Choosing the right interface type not only affects the stability and efficiency of image transmission but also determines the compatibility and scalability of the camera with the entire vision system.
6. Control:
The control module coordinates and manages the various functional modules of the camera, ensuring efficient collaboration between image acquisition, signal processing, and data transmission.
Users can control and configure the camera in several ways:
Local Control:Basic operations such as power on/off and exposure mode switching are achieved via physical buttons or DIP switches on the camera.
Software Control:Parameters, including exposure time, gain, frame rate, and trigger mode, can be remotely adjusted on a computer using dedicated application software or SDK.
Comprehensive Control:Combining hardware and software enables more flexible hybrid control schemes, such as precise synchronized shooting through external trigger signals and software commands.
A well-designed control method can effectively improve the system's automation level and operational stability, meeting the application needs of different industrial scenarios.
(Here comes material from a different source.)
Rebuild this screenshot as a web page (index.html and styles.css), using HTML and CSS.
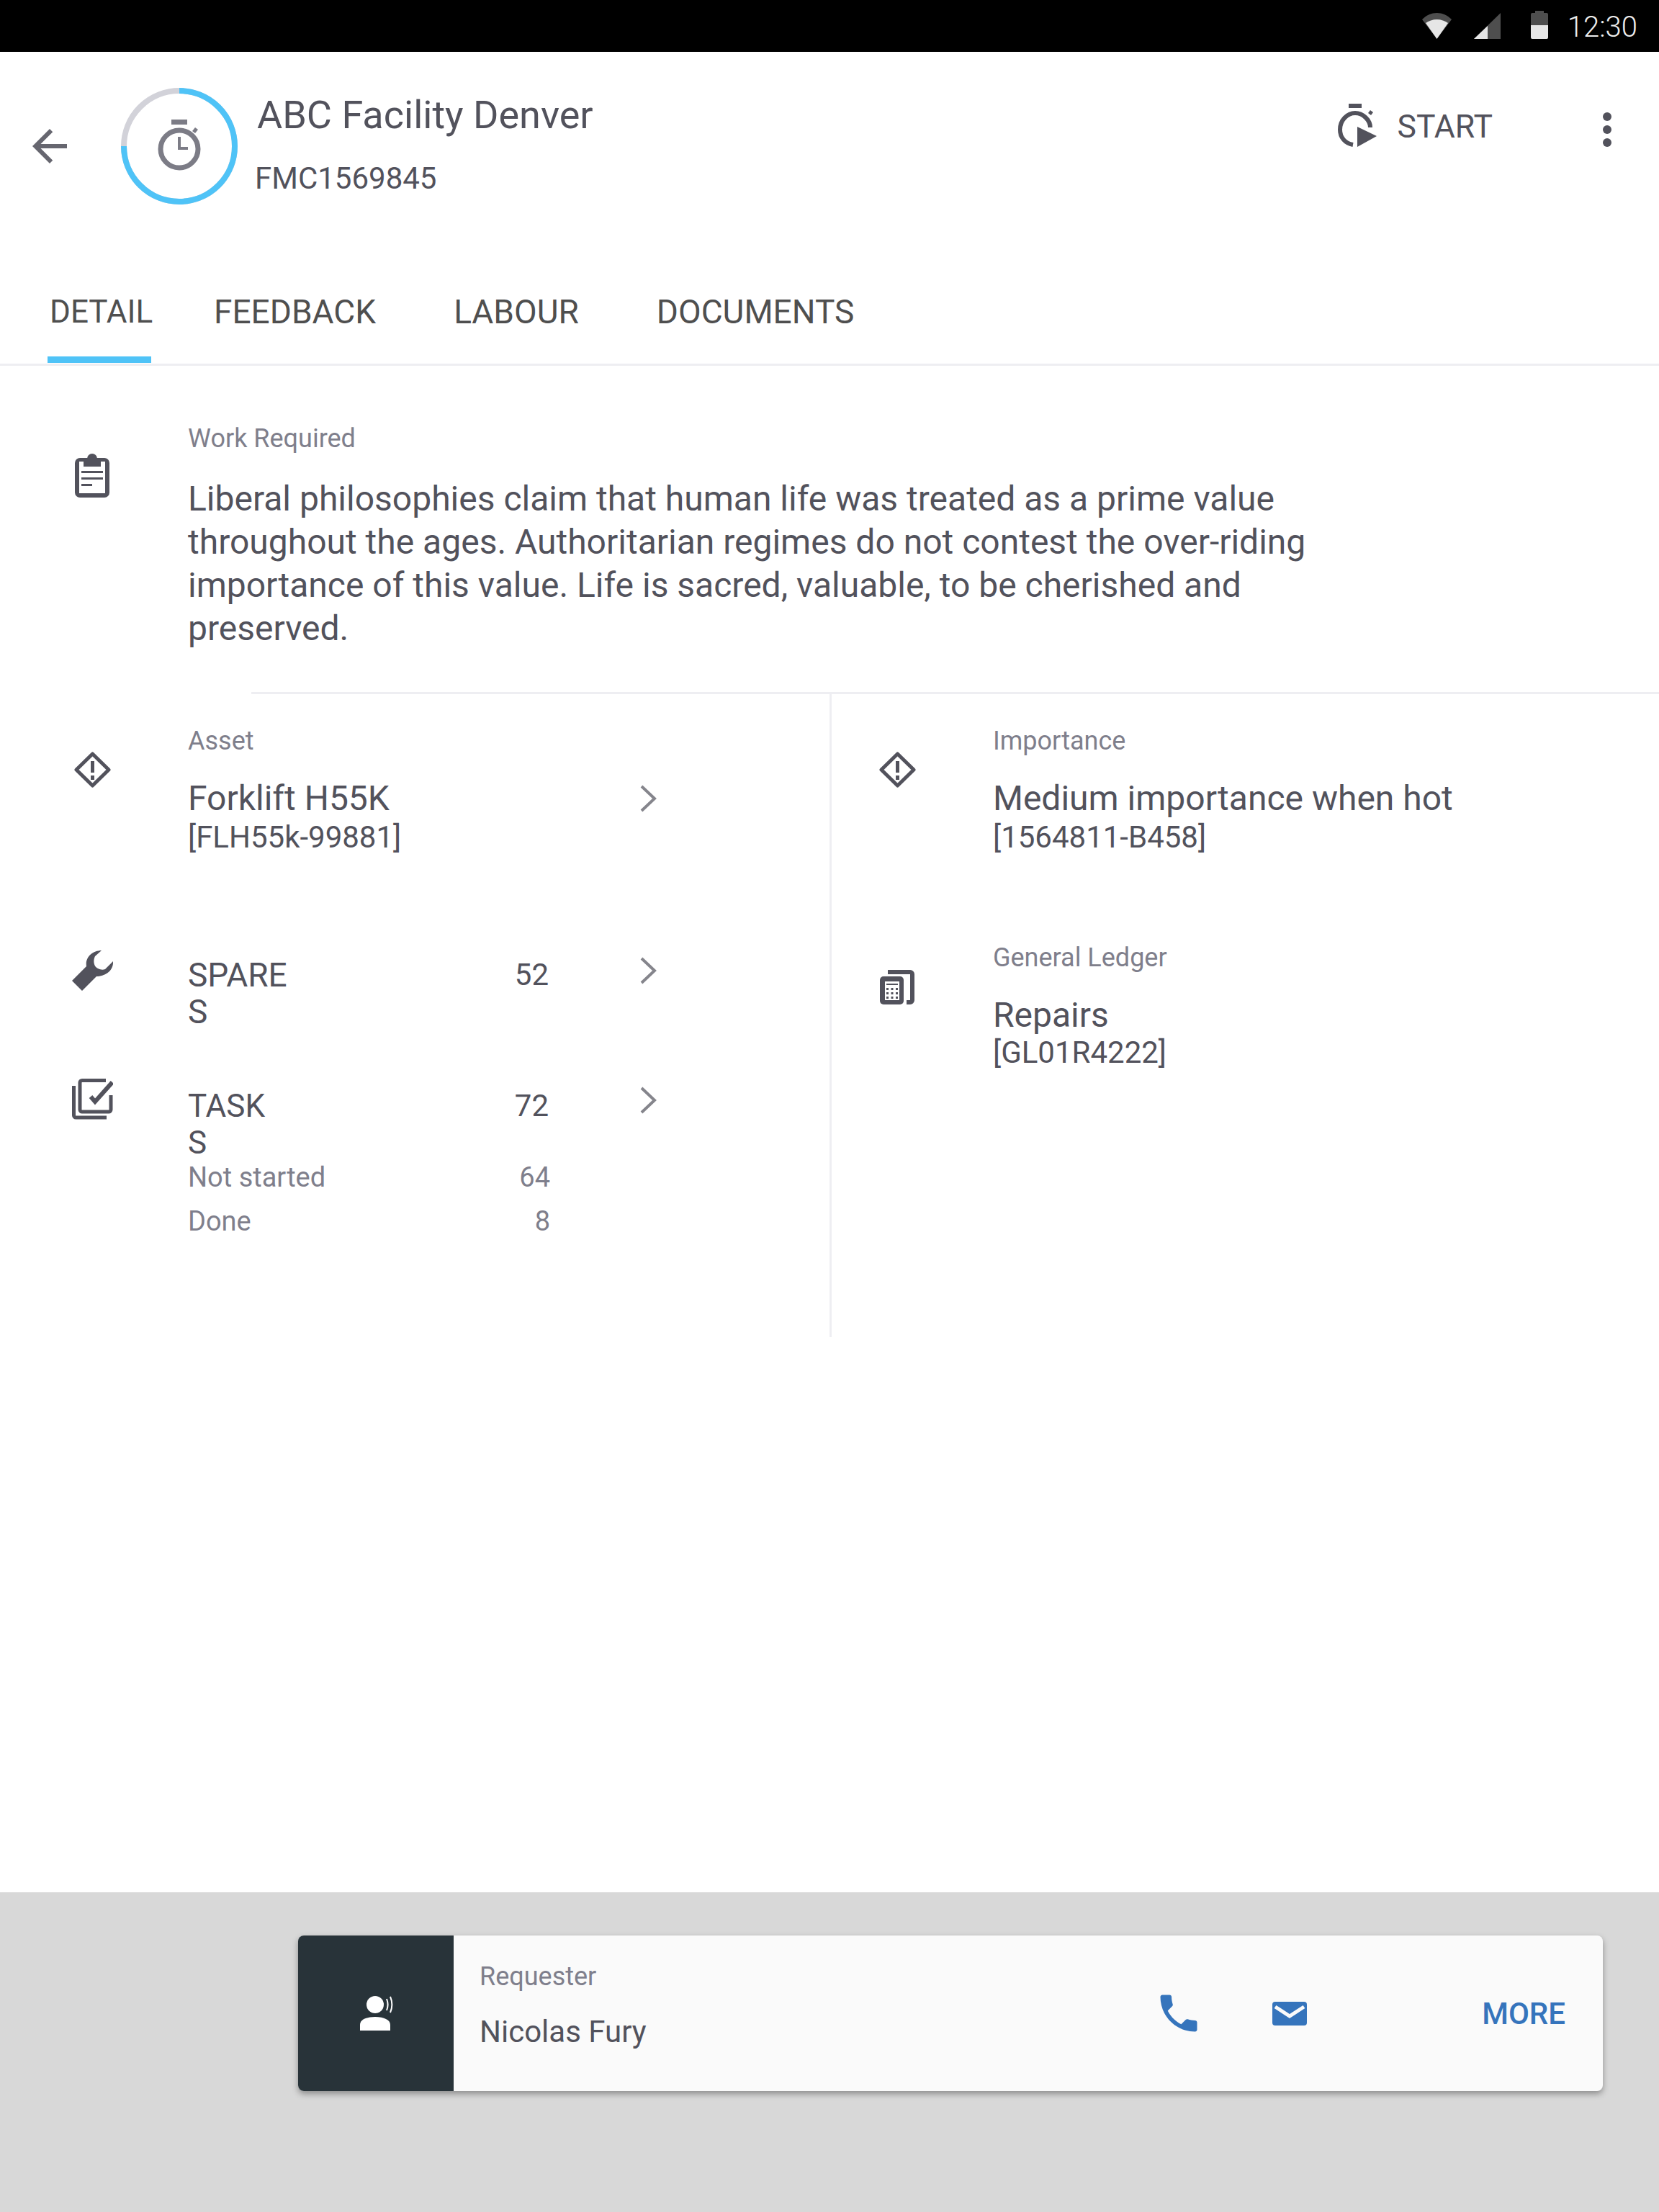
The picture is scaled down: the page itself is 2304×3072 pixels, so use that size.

As a core component of machine vision systems, the performance of industrial cameras is determined by six major modules: optics, signal acquisition, digitization, signal enhancement, interface, and control. Each module plays a crucial role in the imaging process: from light entering the lens, being captured by the image sensor and converted into a digital signal, to image optimization, data transmission, and system control, each step is interconnected and works collaboratively.
Through rational module design and technological optimization, industrial cameras can provide stable and reliable imaging quality in high-speed, high-precision detection and recognition tasks, providing strong technical support for fields such as intelligent manufacturing, automated inspection, and vision guidance.